Lateral load performance of a reinforced concrete frame with pultruded GFRP box braces

Abstract

Reinforced concrete buildings, which constitute most of the building stock in Turkey, should be examined in terms of earthquake resistance. Many studies have been carried out to increase the seismic resistance of reinforced concrete (RC) structures against earthquakes. In this study, a single-story, single-span RC frame stiffened with chevron steel braces was chosen as a reference frame and laterally loaded to failure. In the first step, the experimentally obtained static lateral load-deflection curve was verified by non-linear finite element (FE) analysis. Then, the uniaxial tensile properties of the selected glass fiber reinforced polymer (GFRP) materials were verified using FE analysis with the results found in the literature.

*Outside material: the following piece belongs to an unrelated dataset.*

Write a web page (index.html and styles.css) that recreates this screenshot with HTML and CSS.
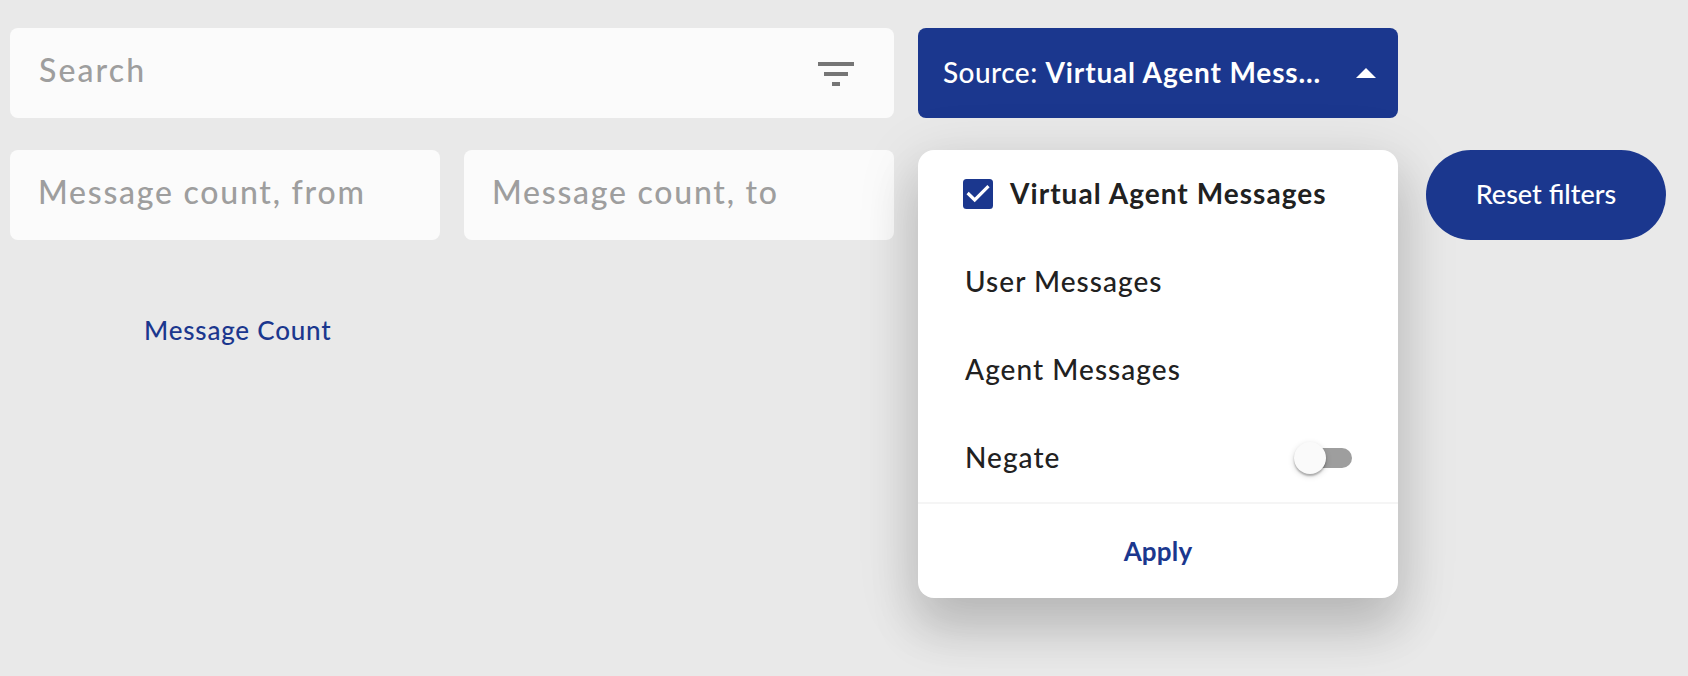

In the second step, three different GFRP box braces with different axial stiffnesses were investigated and the results were compared with those of the steel chevron braces. Finally, the lateral load performance and expected buckling failure of the GFRP box braces in an RC moment frame have been presented and discussed in this study. Considering the lightweight of the GFRP sections, the lateral load capacity of the RC frame with GFRP braces was improved as much as the steel braces, and the maximum gain was about 47% more when the equal axial stiffness of steel brace was provided to GFRP brace. Ductility and story drift of the considered braced moment frames are presented.